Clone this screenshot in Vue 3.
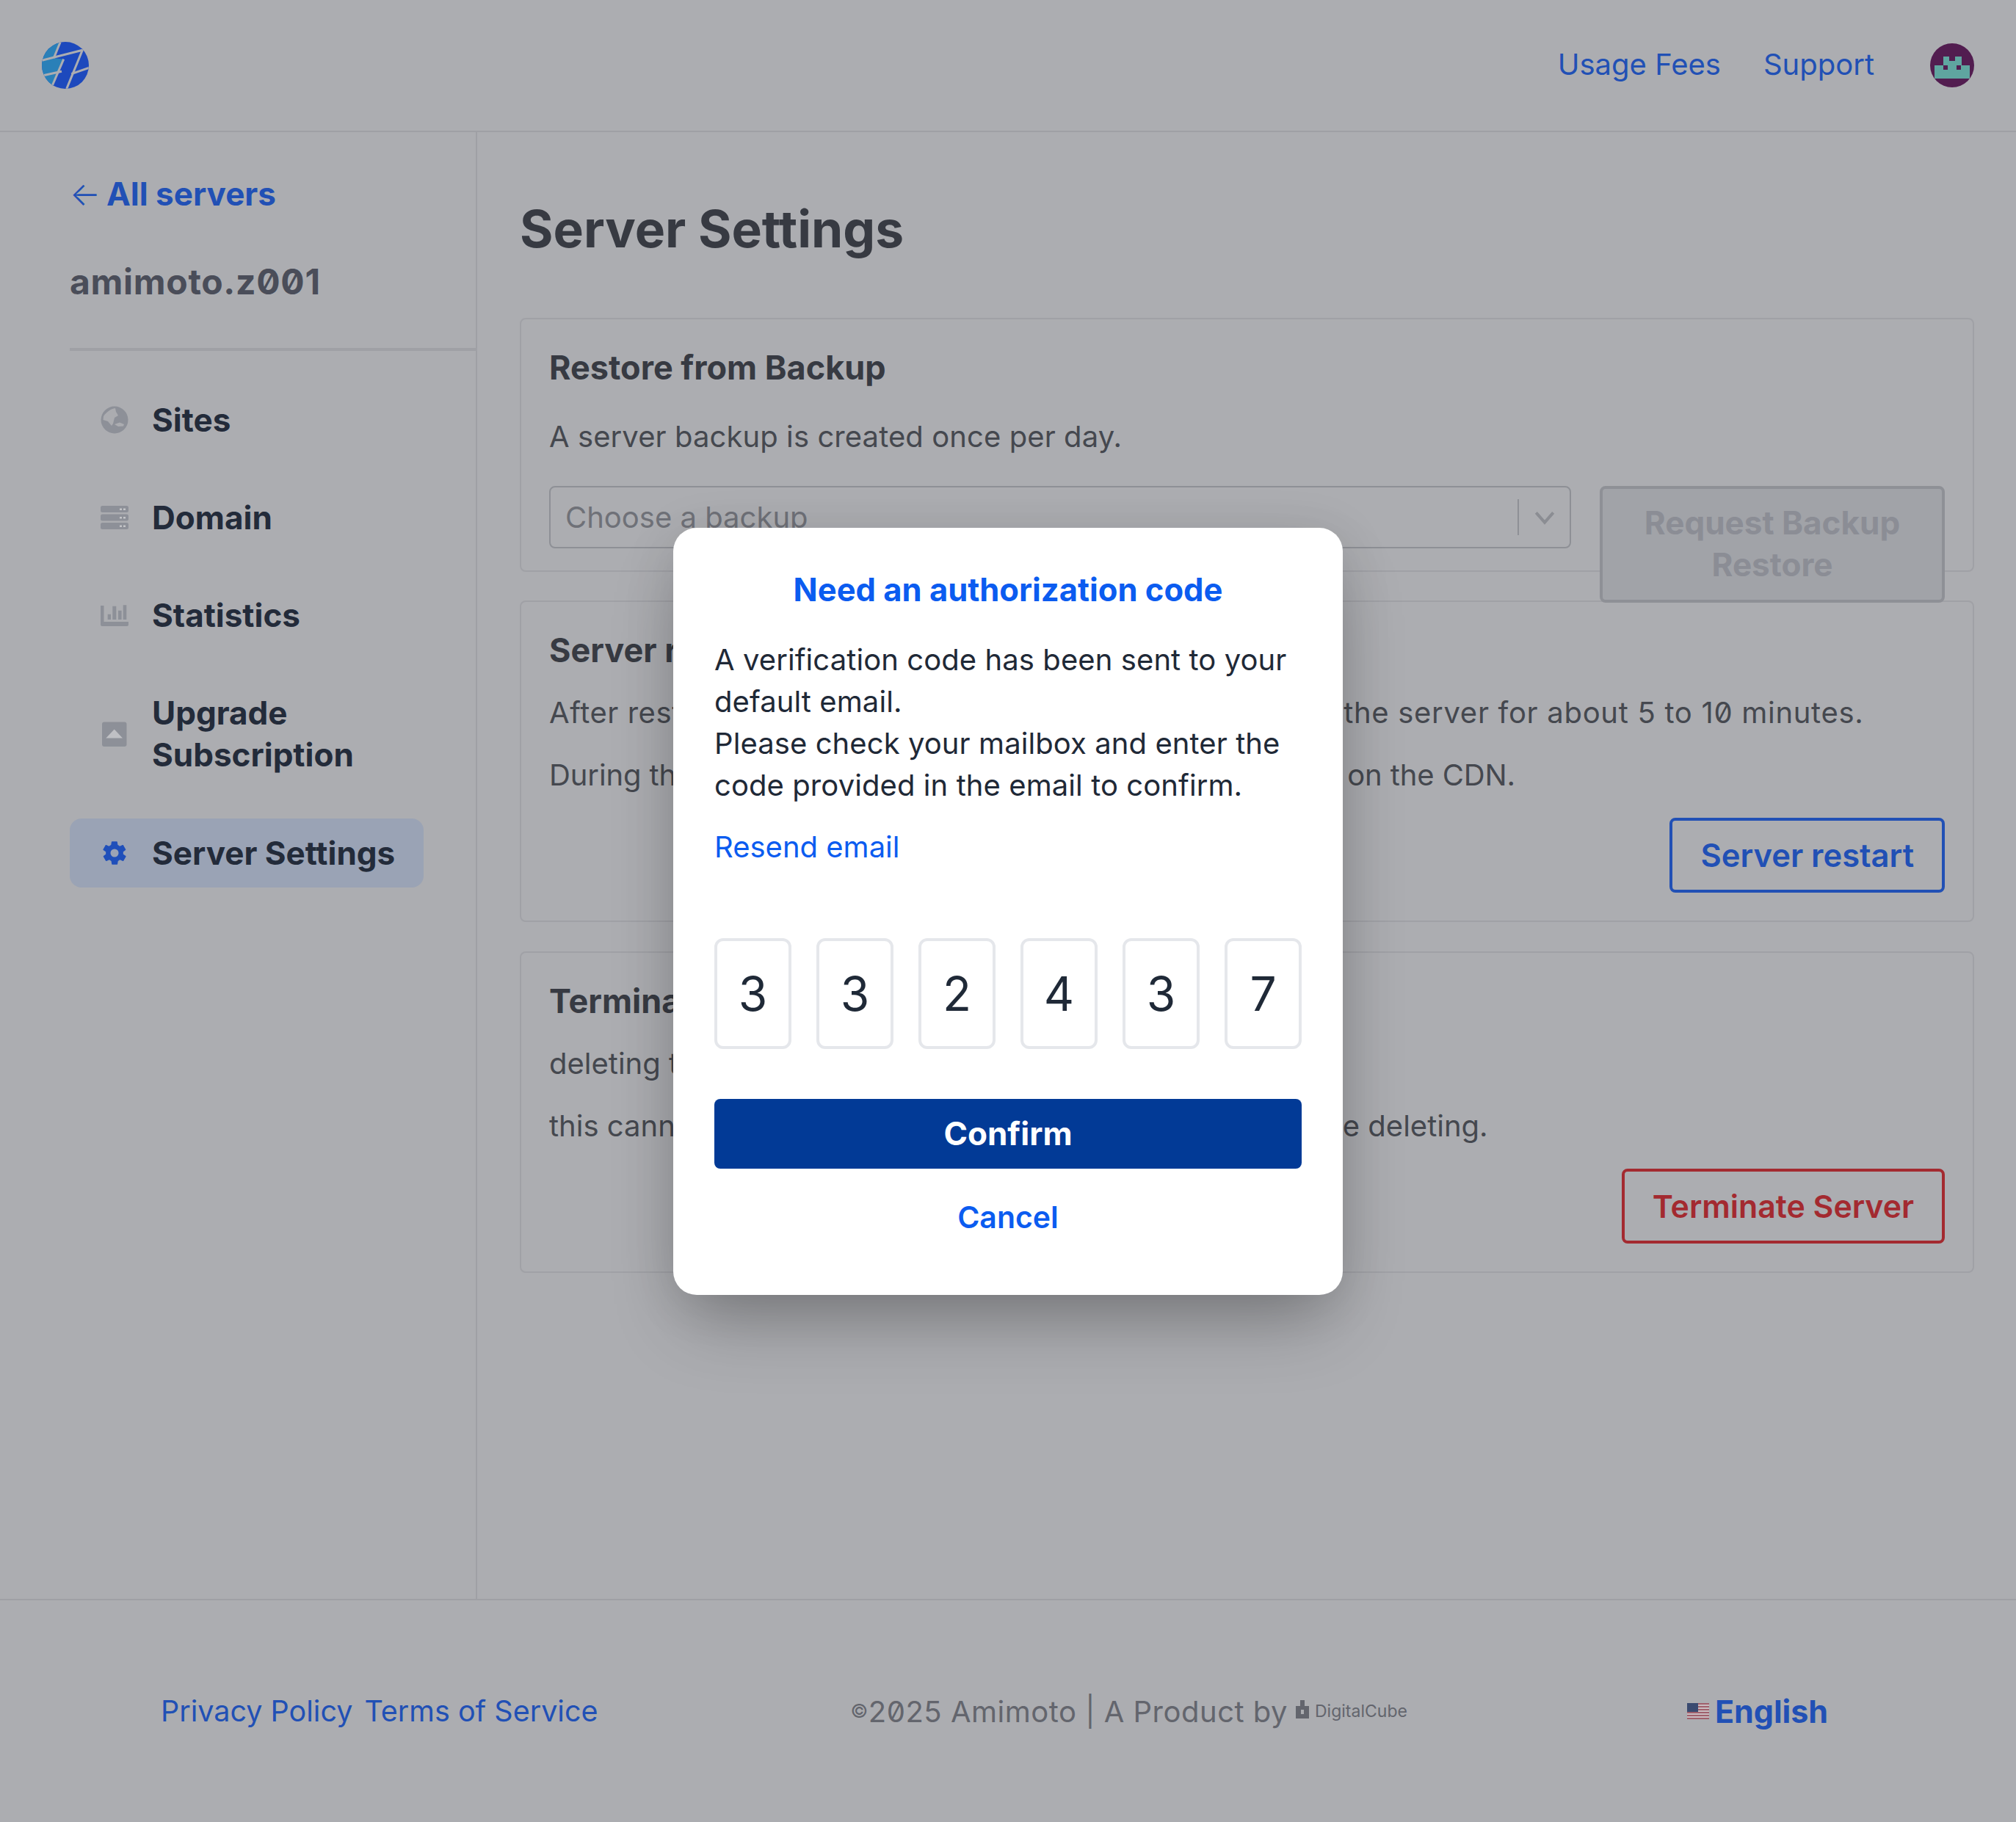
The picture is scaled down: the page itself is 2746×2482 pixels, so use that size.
<template>
  <div class="page">
    <header class="top">
      <svg class="logo" viewBox="0 0 64 64">
        <defs><clipPath id="lc"><circle cx="32" cy="32" r="32"/></clipPath></defs>
        <g clip-path="url(#lc)">
          <rect width="64" height="64" fill="#1d49bd"/>
          <path d="M0 0H25.3L16.3 22L29.7 23.7L15.3 57L15 64H0Z" fill="#2a80b8"/>
          <g stroke="#acadb1" stroke-width="3" fill="none">
            <path d="M25.3 0L16.3 22"/>
            <path d="M0 25.3L55.3 11.3L33.7 64"/>
            <path d="M29.7 23.7L14.5 59"/>
            <path d="M40.3 43.7L64 35.3"/>
            <path d="M2 45.8L27 40.3"/>
          </g>
        </g>
      </svg>
      <nav class="top-links">
        <a class="lnk">Usage Fees</a>
        <a class="lnk">Support</a>
        <svg class="avatar" viewBox="0 0 60 60">
          <circle cx="30" cy="30" r="30" fill="#521d50"/>
          <path d="M6 30H18V18H26V24H34V18H43V30H54V48H6Z" fill="#5fa5a0"/>
          <rect x="18" y="30" width="6" height="6" fill="#521d50"/>
          <rect x="36" y="30" width="6" height="6" fill="#521d50"/>
        </svg>
      </nav>
    </header>
    <div class="body">
      <aside class="side">
        <a class="back"><span class="arrow">←</span><b>All servers</b></a>
        <div class="srv">amimoto.z001</div>
        <ul class="menu">
          <li class="item">
            <svg class="ic" viewBox="0 0 38 38"><circle cx="19" cy="19" r="18.5" fill="#8d9098"/><path d="M4 14C8 8 14 4 20 3L21 8 24 13 19 16 17 24 15 27 10 21 3.500 19Z M19 25L26 22.500 32 25 31 27.500 24 28Z" fill="#abacb0"/></svg>
            <span>Sites</span>
          </li>
          <li class="item">
            <svg class="ic" viewBox="0 0 38 38"><path d="M2.500 3H35.500A2.500 2.500 0 0 1 38 5.500V9.500A2.500 2.500 0 0 1 35.500 12H2.500A2.500 2.500 0 0 1 0 9.500V5.500A2.500 2.500 0 0 1 2.500 3Z M2.500 14.500H35.500A2.500 2.500 0 0 1 38 17V21A2.500 2.500 0 0 1 35.500 23.500H2.500A2.500 2.500 0 0 1 0 21V17A2.500 2.500 0 0 1 2.500 14.500Z M2.500 26H35.500A2.500 2.500 0 0 1 38 28.500V32.500A2.500 2.500 0 0 1 35.500 35H2.500A2.500 2.500 0 0 1 0 32.500V28.500A2.500 2.500 0 0 1 2.500 26Z" fill="#8d9098"/><path d="M26 6.500h3v2.500h-3Z M31 6.500h3v2.500h-3Z M26 18h3v2.500h-3Z M31 18h3v2.500h-3Z M26 29.500h3v2.500h-3Z M31 29.500h3v2.500h-3Z" fill="#c3c4c7"/></svg>
            <span>Domain</span>
          </li>
          <li class="item">
            <svg class="ic" viewBox="0 0 38 38"><path d="M0 5H4.500V27H38V31A2 2 0 0 1 36 33H2A2 2 0 0 1 0 31Z M9.700 16.700H14V24H9.700Z M16.300 5.700H21.300V24H16.300Z M24 11.700H28.600V24H24Z M30.700 4.300H35.300V24H30.700Z" fill="#8d9098"/></svg>
            <span>Statistics</span>
          </li>
          <li class="item">
            <svg class="ic" viewBox="0 0 38 38"><rect x="2" y="2.500" width="33.500" height="33.500" rx="3" fill="#8d9098"/><path d="M7.300 24.500L18.700 12.500 30 24.500Z" fill="#bfc0c4"/></svg>
            <span>Upgrade<br>Subscription</span>
          </li>
          <li class="item on">
            <svg class="ic" viewBox="0 0 24 24"><path fill="#1f4fba" fill-rule="evenodd" d="M19.400 13c.1-.3.1-.7.1-1s0-.7-.1-1l2.100-1.600c.2-.2.2-.4.1-.6l-2-3.500c-.1-.2-.4-.3-.6-.2l-2.500 1c-.5-.4-1.100-.7-1.700-1l-.4-2.600c0-.3-.2-.5-.5-.5h-4c-.3 0-.5.2-.5.5l-.4 2.600c-.6.3-1.200.6-1.700 1l-2.500-1c-.2-.1-.5 0-.6.2l-2 3.500c-.1.2-.1.4.1.6L4.600 11c-.1.3-.1.7-.1 1s0 .7.1 1l-2.100 1.600c-.2.2-.2.4-.1.6l2 3.500c.1.2.4.3.6.2l2.500-1c.5.4 1.100.7 1.700 1l.4 2.600c0 .3.2.5.5.5h4c.3 0 .5-.2.5-.5l.4-2.600c.6-.3 1.200-.6 1.700-1l2.500 1c.2.1.5 0 .6-.2l2-3.500c.1-.2.1-.4-.1-.6ZM12 15.500a3.500 3.500 0 1 1 0-7 3.500 3.500 0 0 1 0 7Z"/></svg>
            <span>Server Settings</span>
          </li>
        </ul>
      </aside>
      <main class="main">
        <h1>Server Settings</h1>
        <section class="card c1">
          <h2>Restore from Backup</h2>
          <p>A server backup is created once per day.</p>
          <div class="row">
            <div class="sel">
              <span>Choose a backup</span>
              <i class="sep"></i>
              <svg class="chev" viewBox="0 0 24 24"><path d="M5 8l7 8 7-8" fill="none" stroke="#8b8d93" stroke-width="2.400"/></svg>
            </div>
            <div class="btn dis">Request Backup<br>Restore</div>
          </div>
        </section>
        <section class="card c2">
          <h2>Server restart</h2>
          <p class="t1 wide">After restarting the server, you will not be able to reach <span class="end">the server for about 5 to 10 minutes.</span></p>
          <p class="t2 tight">During this time, your cached pages will still be displayed on the CDN.</p>
          <div class="act"><div class="btn pri">Server restart</div></div>
        </section>
        <section class="card c2 c3">
          <h2>Terminate Server</h2>
          <p class="t1">deleting this server will also remove all of its data,</p>
          <p class="t2">this cannot be undone, so please make any backup before deleting.</p>
          <div class="act"><div class="btn red">Terminate Server</div></div>
        </section>
      </main>
    </div>
    <footer class="foot">
      <div class="f-l"><a class="lnk">Privacy Policy</a><a class="lnk">Terms of Service</a></div>
      <div class="f-c">
        <span class="copy"><small>©</small>2025 Amimoto | A Product by</span>
        <svg class="dc" viewBox="0 0 18 25"><path d="M0 8H6V0H12V8H18V25H0Z M7 13V19H11V13Z" fill="#63656d" fill-rule="evenodd"/></svg>
        <span class="dct">DigitalCube</span>
      </div>
      <div class="f-r">
        <svg class="flag" viewBox="0 0 30 22">
          <rect width="30" height="22" fill="#c9bcc0"/>
          <path d="M0 0H30V2H0Z M0 4H30V6H0Z M0 8H30V10H0Z M0 12H30V14H0Z M0 16H30V18H0Z M0 20H30V22H0Z" fill="#a0606c"/>
          <rect width="15" height="12" fill="#3a4a70"/>
        </svg>
        <b>English</b>
      </div>
    </footer>
    <div class="backdrop">
      <div class="modal">
        <h3>Need an authorization code</h3>
        <p class="msg">A verification code has been sent to your default email.<br>Please check your mailbox and enter the code provided in the email to confirm.</p>
        <a class="resend">Resend email</a>
        <div class="code">
          <span v-for="(d, i) in digits" :key="i" class="digit">{{ d }}</span>
        </div>
        <div class="confirm">Confirm</div>
        <div class="cancel">Cancel</div>
      </div>
    </div>
  </div>
</template>

<script setup>
const digits = ['3', '3', '2', '4', '3', '7']
</script>

<style>
html, body { margin: 0; }
</style>

<style scoped>
.page {
  position: relative; width: 2746px; height: 2482px; background: #acadb1; overflow: hidden;
  font-family: Inter, "Liberation Sans", sans-serif; font-size: 40px; line-height: 57px; color: #3c3f47;
  font-feature-settings: "zero";
  display: flex; flex-direction: column;
}
.top { height: 178px; flex: none; border-bottom: 2px solid #9fa0a5; display: flex; align-items: center; justify-content: space-between; padding: 0 57px; }
.logo { width: 64px; height: 64px; }
.top-links { display: flex; align-items: center; }
.top-links .lnk { padding-bottom: 3px; }
.lnk { color: #2150b5; }
.top-links .lnk:nth-child(1) { margin-right: 58px; }
.top-links .lnk:nth-child(2) { margin-right: 76px; }
.avatar { width: 60px; height: 60px; }
.body { flex: 1; display: flex; min-height: 0; }
.side { width: 553px; margin-left: 95px; border-right: 2px solid #9fa0a5; flex: none; box-sizing: content-box; }
.back { display: block; margin-top: 56px; color: #2150b5; height: 57px; font-size: 44px; }
.back b { font-weight: 700; margin-left: 8px; }
.arrow { font-weight: 300; }
.srv { margin-top: 59px; font-size: 48px; line-height: 64px; letter-spacing: .7px; font-weight: 700; color: #4a4d59; padding-bottom: 58px; border-bottom: 4px solid #9fa0a5; }
.menu { list-style: none; margin: 47px 0 0; padding: 0; width: 482px; display: flex; flex-direction: column; gap: 39.250px; }
.item { display: flex; align-items: center; padding: 18.500px 0 18.500px 42px; gap: 32px; font-weight: 700; font-size: 44px; color: #232b3a; border-radius: 16px; line-height: 57px; white-space: nowrap; }
.item.on { background: #9aa3b5; }
.ic { width: 38px; height: 38px; flex: none; }
.main { flex: 1; padding: 0 57px 0 58px; }
h1 { margin: 92px 0 0; font-size: 69.500px; line-height: 80px; font-weight: 700; color: #373a42; height: 80px; }
.card { border: 2px solid #a0a1a6; border-radius: 8px; padding: 38px 38px 0; box-sizing: border-box; }
.c1 { margin-top: 81px; height: 346px; }
.c2 { margin-top: 39px; height: 438px; }
.c3 { margin-top: 40px; }
h2 { margin: 0; font-size: 45px; line-height: 56px; font-weight: 700; color: #373a42; }
p { margin: 0; }
.card p { color: #45484f; white-space: nowrap; }
.c1 p { margin-top: 37px; letter-spacing: .08px; }
.row { display: flex; gap: 39px; margin-top: 39px; align-items: flex-start; }
.sel { flex: 1; height: 85px; box-sizing: border-box; border: 2px solid #8e9096; border-radius: 8px; display: flex; align-items: center; padding: 0 14px 0 20px; color: #6f7178; }
.sel span { flex: 1; }
.sep { width: 2px; height: 49px; background: #8e9096; margin-right: 15px; }
.chev { width: 40px; height: 40px; }
.btn { border-width: 4px; border-style: solid; border-radius: 8px; box-sizing: border-box; font-weight: 600; font-size: 44px; text-align: center; }
.dis { width: 470px; height: 159px; flex: none; padding-top: 18px; background: #a1a3a8; border-color: #8e9096; color: #8b8d95; font-weight: 700; }
.c2 .t1 { margin-top: 28px; }
.c2 .t2 { margin-top: 28px; }
.wide { letter-spacing: .55px; }
.end { letter-spacing: .7px; }
.tight { letter-spacing: -.1px; }
.act { display: flex; justify-content: flex-end; margin-top: 30px; }
.pri { padding: 18.500px 38px; color: #2150b5; border-color: #2150b5; font-size: 43.500px; }
.red { padding: 18.500px 38px; color: #a32a30; border-color: #a32a30; font-size: 42.800px; }
.foot { height: 304px; flex: none; box-sizing: border-box; border-top: 2px solid #9fa0a5; display: flex; align-items: center; padding-left: 219px; }
.f-l { display: flex; gap: 16px; font-size: 39.500px; }
.f-c { margin-left: 344px; display: flex; align-items: center; color: #63656d; }
.copy { letter-spacing: .5px; }
.copy small { font-size: 26px; vertical-align: 6px; }
.dc { width: 18px; height: 25px; margin: -6px 0 0 11px; }
.dct { font-size: 23px; margin-left: 8px; }
.f-r { margin-left: 381px; display: flex; align-items: center; color: #2150b5; gap: 8px; }
.f-r b { font-weight: 700; font-size: 43px; }
.flag { width: 30px; height: 22px; }
.backdrop { position: absolute; inset: 0; display: flex; align-items: center; justify-content: center; }
.modal { width: 912px; height: 1045px; box-sizing: border-box; background: #fff; border-radius: 32px; padding: 56px; box-shadow: 0 50px 100px -20px rgba(0,0,0,.28), 0 10px 70px rgba(0,0,0,.1); color: #1f2937; }
h3 { margin: 0; text-align: center; font-size: 43.500px; line-height: 56px; font-weight: 700; color: #0b5cf0; }
.msg { margin-top: 39px; letter-spacing: .08px; }
.resend { display: block; margin-top: 27px; color: #0b5cf0; }
.code { margin-top: 96px; display: flex; justify-content: space-between; }
.digit { width: 105px; height: 151px; box-sizing: border-box; border: 4px solid #e5e7eb; border-radius: 12px; display: flex; align-items: center; justify-content: center; font-size: 64px; }
.confirm { margin-top: 68px; height: 95px; border-radius: 8px; background: #023a96; color: #fff; font-weight: 700; font-size: 44px; display: flex; align-items: center; justify-content: center; }
.cancel { margin-top: 38px; text-align: center; color: #0b5cf0; font-weight: 600; font-size: 41px; }
</style>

## Directive
Tally the lines of the listing in which the word "this" occurs, and state the total alone.

## Task output
4